Abstract

A spherical perfectly catalytic conductor with negative potential bias lies in a quiescent slightly ionized gas whose density is large enough to warrant the use of continuum theory. The Debye number ε, the ratio of the Debye length to the conductor radius, is small. Principal attention is given to the case, amenable to asymptotic analysis, of probe potential ψp > 0(ln ε). The relation between the current collected by the probe and the electrode potential is sought; the current virtually saturates (increases very slowly relative to increases in applied potential difference) for ψp ≫ 0(ln ε).

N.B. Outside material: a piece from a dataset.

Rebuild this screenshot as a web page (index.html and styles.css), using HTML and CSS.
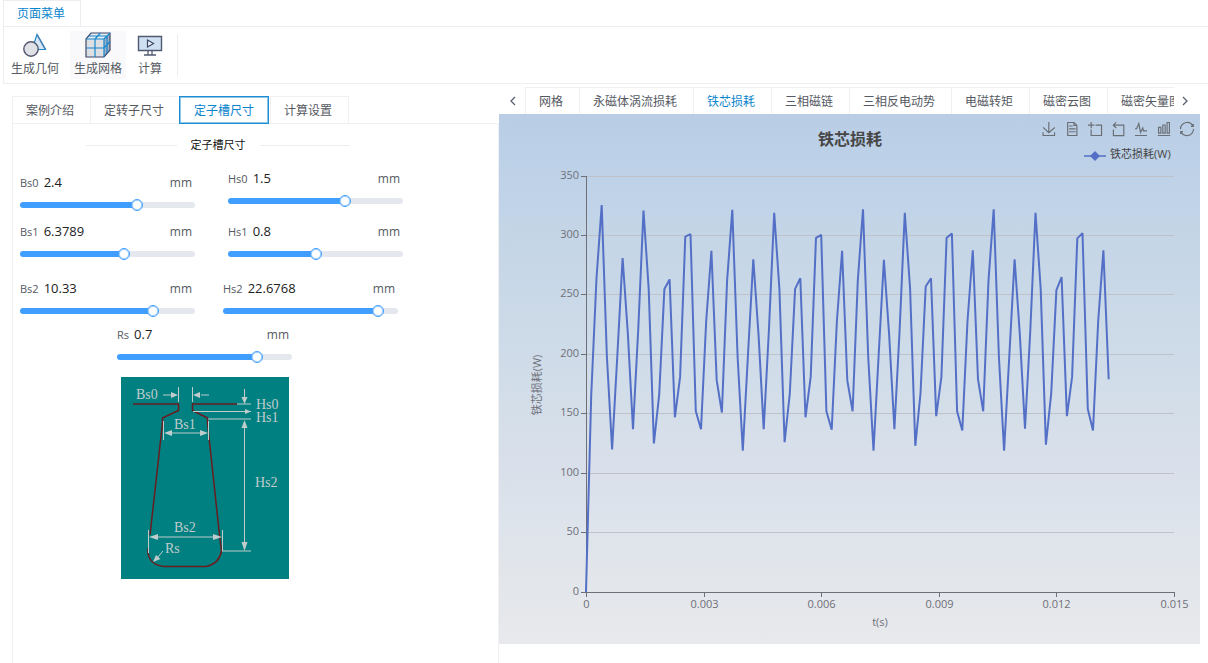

A reconstruction of the chemically frozen case with three novel features is furnished: a transformation of variables that renders the transition-zone equations almost uniformly valid; a very accurate, easily obtained closed-form approximation to the solution of the resulting boundary-value problem; and a current-potential relationship that is derived on the basis of the gross behavior of this approximate closed-form solution. Then the increase in current is determined for the case of finite-rate gas-phase ionization and recombination in which the negative-charge carrier is an electron and in which an electron does not serve as the third body for recombination. It is found that ionization can play a role in a thick sheath in addition to the more conventional effect of both ionization and recombination in the quasineutral region. When an electron serves as the third body for recombination, the sheath is frozen.